# Setup Database, Schema and Stages in Snowflake

## Prerequisite

Install prerequisite libraries by clicking on `Packages` drop-down button at the top menu and under the Anaconda Packages tab make sure the following libraries are installed, if not then you can enter them into the text box and click the `Save` button to install:
- `modin`
- `snowflake-snowpark-python`


## 1. Create database and schema

In [None]:
-- Create avalanche_db database
CREATE DATABASE IF NOT EXISTS avalanche_db;

-- Create avalanche_schema schema
CREATE SCHEMA IF NOT EXISTS avalanche_schema;

### Determine current database and schema
In case that we have already created both the `AVALANCHE_DB` database and `AVALANCHE_SCHEMA` schema, we can set these as our working database and schema, otherwise it will default to the database and schema that the notebook is running on.

In [None]:
-- Current database that we are using
SELECT CURRENT_DATABASE();

In [None]:
-- Current schema that we are using
SELECT CURRENT_SCHEMA();

### Set database and schema

As we expected, if the database and schema have already been created then we are indeed using the same database and schema that the notebook is running on.

In [None]:
-- Set database to AVALANCHE_DB
USE DATABASE avalanche_db;

-- Set schema to AVALANCHE_SCHEMA
USE SCHEMA avalanche_schema;

## 2. Create stage and load CSV data



### Option 1: Create stage from an S3 bucket

To create a stage we're using `CREATE STAGE` and we're specifying the `URL` as a path to the S3 bucket which points to `'s3://sfquickstarts/misc/avalanche/csv/'`.

In [None]:
-- Create the stage and load CSV files from S3
CREATE STAGE IF NOT EXISTS avalanche_stage
  URL = 's3://sfquickstarts/misc/avalanche/csv/'
  DIRECTORY = (ENABLE = TRUE AUTO_REFRESH = TRUE);

Let's now check whether these CSV files are loaded properly into the stage.

In [None]:
-- List files in the stage
ls @avalanche_stage

### Option 2: Create an empty stage, then load files in later



#### Create an empty stage

If we prefer to first create an empty stage and then load in the data separately you can follow instructions herein.

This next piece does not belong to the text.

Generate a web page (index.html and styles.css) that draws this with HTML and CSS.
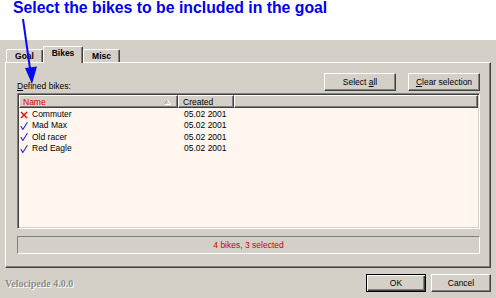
FILE: index.html
```html
<!DOCTYPE html>
<html lang="en">
<head>
  <meta charset="UTF-8">
  <title>Velocipede - Bikes</title>
  <link rel="stylesheet" href="styles.css">
</head>
<body>
  <div class="banner">
    <h1 class="title">Select the bikes to be included in the goal</h1>
  </div>

  <div class="dialog">
    <div class="tabs">
      <div class="tab tab-goal">Goal</div>
      <div class="tab tab-bikes tab-active">Bikes</div>
      <div class="tab tab-misc">Misc</div>
    </div>

    <div class="panel">
      <div class="toolbar">
        <div class="label"><u>D</u>efined bikes:</div>
        <div class="toolbar-buttons">
          <button class="btn">Select <u>a</u>ll</button>
          <button class="btn"><u>C</u>lear selection</button>
        </div>
      </div>

      <div class="list">
        <div class="list-head">
          <div class="col col-name">
            <span>Name</span>
            <svg class="sort" width="7" height="6" viewBox="0 0 7 6">
              <polyline points="0.5,5.5 3.5,0.5" fill="none" stroke="#a8a4a0" stroke-width="1"/>
              <polyline points="3.5,0.5 6.5,5.5 0.5,5.5" fill="none" stroke="#ffffff" stroke-width="1"/>
            </svg>
          </div>
          <div class="col col-date">Created</div>
          <div class="col col-rest"></div>
        </div>

        <div class="row">
          <div class="cell-name">
            <svg class="icon" width="8" height="8" viewBox="0 0 8 8">
              <path d="M1 1 L7 7 M7 1 L1 7" stroke="#e01818" stroke-width="1.5" fill="none"/>
            </svg>
            Commuter
          </div>
          <div class="cell-date">05.02 2001</div>
        </div>
        <div class="row">
          <div class="cell-name">
            <svg class="icon" width="8" height="8" viewBox="0 0 8 8">
              <path d="M0.8 4 L2.8 7.5 L7.4 0.3" stroke="#2a2ae0" stroke-width="1.1" fill="none"/>
            </svg>
            Mad Max
          </div>
          <div class="cell-date">05.02 2001</div>
        </div>
        <div class="row">
          <div class="cell-name">
            <svg class="icon" width="8" height="8" viewBox="0 0 8 8">
              <path d="M0.8 4 L2.8 7.5 L7.4 0.3" stroke="#2a2ae0" stroke-width="1.1" fill="none"/>
            </svg>
            Old racer
          </div>
          <div class="cell-date">05.02 2001</div>
        </div>
        <div class="row">
          <div class="cell-name">
            <svg class="icon" width="8" height="8" viewBox="0 0 8 8">
              <path d="M0.8 4 L2.8 7.5 L7.4 0.3" stroke="#2a2ae0" stroke-width="1.1" fill="none"/>
            </svg>
            Red Eagle
          </div>
          <div class="cell-date">05.02 2001</div>
        </div>
      </div>

      <div class="status">4 bikes, 3 selected</div>
    </div>
  </div>

  <div class="footer">
    <div class="version">Velocipede 4.0.0</div>
    <div class="footer-buttons">
      <button class="btn btn-footer btn-default">OK</button>
      <button class="btn btn-footer">Cancel</button>
    </div>
  </div>

  <!-- callout arrow drawn over the dialog -->
  <svg class="arrow" width="496" height="298" viewBox="0 0 496 298">
    <line x1="23" y1="19" x2="30.2" y2="70" stroke="#0a0af0" stroke-width="2"/>
    <polygon points="25,68 37,66.5 32,84" fill="#0a0af0"/>
  </svg>
</body>
</html>
```

FILE: styles.css
```css
body {
  margin: 0;
  width: 496px;
  height: 298px;
  position: relative;
  overflow: hidden;
  font-family: "Liberation Sans", Arial, sans-serif;
  font-size: 8.5px;
  background-color: #d4d0c8;
  color: #000;
}
.banner {
  height: 40px;
  background-color: #fff;
}
.title {
  margin: 0;
  padding-left: 13px;
  font-size: 15.8px;
  line-height: 16px;
  font-weight: bold;
  color: #0000f0;
}
.dialog {
  padding: 5px 5px 0;
}
.tabs {
  display: flex;
  align-items: flex-end;
  height: 17px;
  padding-left: 1px;
}
.tab {
  box-sizing: border-box;
  height: 13px;
  border-top: 1px solid #fff;
  border-left: 1px solid #fff;
  border-right: 1px solid #404040;
  border-radius: 2px 2px 0 0;
  box-shadow: inset -1px 0 #808080;
  font-weight: bold;
  text-align: center;
  line-height: 12px;
}
.tab-goal {
  width: 37px;
}
.tab-bikes {
  width: 40px;
}
.tab-misc {
  width: 37px;
}
.tab-active {
  height: 17px;
  margin-bottom: -1px;
  position: relative;
  z-index: 1;
  background-color: #d4d0c8;
}
.panel {
  box-sizing: border-box;
  height: 206px;
  border: 1px solid;
  border-color: #fff #404040 #404040 #fff;
  box-shadow: inset -1px -1px #808080;
  padding: 10px 10px 0 11px;
}
.toolbar {
  display: flex;
  justify-content: space-between;
  align-items: flex-end;
  height: 18px;
}
.label {
  line-height: 10px;
}
.toolbar-buttons {
  display: flex;
  gap: 12px;
}
.btn {
  box-sizing: border-box;
  width: 72px;
  height: 18px;
  padding: 0;
  font-family: inherit;
  font-size: 8.5px;
  color: #000;
  background-color: #d4d0c8;
  border: 1px solid;
  border-color: #fff #404040 #404040 #fff;
  box-shadow: inset -1px -1px #808080;
}
.list {
  box-sizing: border-box;
  height: 136px;
  margin-top: 2px;
  padding: 1px;
  background-color: #fef6ef;
  border: 1px solid;
  border-color: #808080 #fff #fff #808080;
  box-shadow: inset 1px 1px #404040, inset -1px -1px #d4d0c8;
}
.list-head {
  display: flex;
  height: 13px;
  margin-bottom: 1px;
}
.col {
  box-sizing: border-box;
  height: 13px;
  border: 1px solid;
  border-color: #fff #404040 #404040 #fff;
  box-shadow: inset -1px -1px #808080;
  background-color: #d4d0c8;
  line-height: 12px;
}
.col-name {
  width: 159px;
  display: flex;
  align-items: center;
  justify-content: space-between;
  padding: 0 6px 0 3px;
  color: #e00000;
}
.sort {
  display: block;
}
.col-date {
  width: 56px;
  padding-left: 4px;
}
.col-rest {
  flex: 1;
}
.row {
  display: flex;
  height: 11.4px;
  line-height: 11.4px;
}
.cell-name {
  width: 159px;
  display: flex;
  align-items: center;
  padding-left: 1px;
  box-sizing: border-box;
}
.icon {
  margin-right: 4px;
}
.cell-date {
  padding-left: 6px;
}
.status {
  box-sizing: border-box;
  height: 18px;
  margin-top: 7px;
  border: 1px solid;
  border-color: #808080 #fff #fff #808080;
  text-align: center;
  line-height: 16px;
  color: #d00000;
}
.footer {
  display: flex;
  justify-content: space-between;
  align-items: center;
  height: 30px;
  padding: 0 5px;
}
.version {
  font-family: "Liberation Serif", "Times New Roman", serif;
  font-weight: bold;
  font-size: 10px;
  color: #8c8c8c;
  text-shadow: 1px 1px #fff;
}
.footer-buttons {
  display: flex;
  gap: 5px;
}
.btn-footer {
  width: 60px;
}
.btn-default {
  border-color: #000;
  box-shadow: inset 1px 1px #fff, inset -1px -1px #404040, inset -2px -2px #808080;
}
.arrow {
  position: absolute;
  top: 0;
  left: 0;
  pointer-events: none;
}
```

In creating the stage, we're also specifying that the stage be encrypted on the server-side (SSE) and also enabling `DIRECTORY` so that we can see the list of files from the stage.

In [None]:
CREATE STAGE IF NOT EXISTS avalanche_stage -- Use this if you did not run Option 1
-- CREATE OR REPLACE STAGE avalanche_stage -- Uncomment this if you ran Option 1 (we need to overwrite the previous stage)
  ENCRYPTION = (TYPE = 'SNOWFLAKE_SSE')
  DIRECTORY = (ENABLE = true);

#### Load CSV data into the stage
Download [customer_reviews.csv](https://github.com/https-deeplearning-ai/fast-prototyping-of-genai-apps-with-streamlit/blob/main/M1/Lesson_03/deploy/customer_reviews.csv) from the GitHub repo.

Go to Snowsight then ...# 
1. Click on the Data icon in the left sidebar and select `Database Explorer`
2. Navigate to `AVALANCHE_DB` database > `AVALANCHE_SCHEMA` schema > `Stages` > `AVALANCHE_STAGE`
3. Click on the blue `+ Files` button then in the `Upload Your Files` modal window, click on Browse file or drag and drop the CSV file into the designated area.

## 3. Create a DataFrame from staged CSV file

In [None]:
import modin.pandas as pd
import snowflake.snowpark.modin.plugin

df = pd.read_csv('@AVALANCHE_STAGE/customer_reviews.csv')
df

## 4. Write to a Snowflake table

Here, we're writing to a Snowflake table called `customer_reviews`

In [None]:
df.to_snowflake(
    "customer_reviews",
    if_exists="replace",
    index=False
)

## 5. Query table

In [None]:
SELECT * FROM AVALANCHE_DB.AVALANCHE_SCHEMA.CUSTOMER_REVIEWS;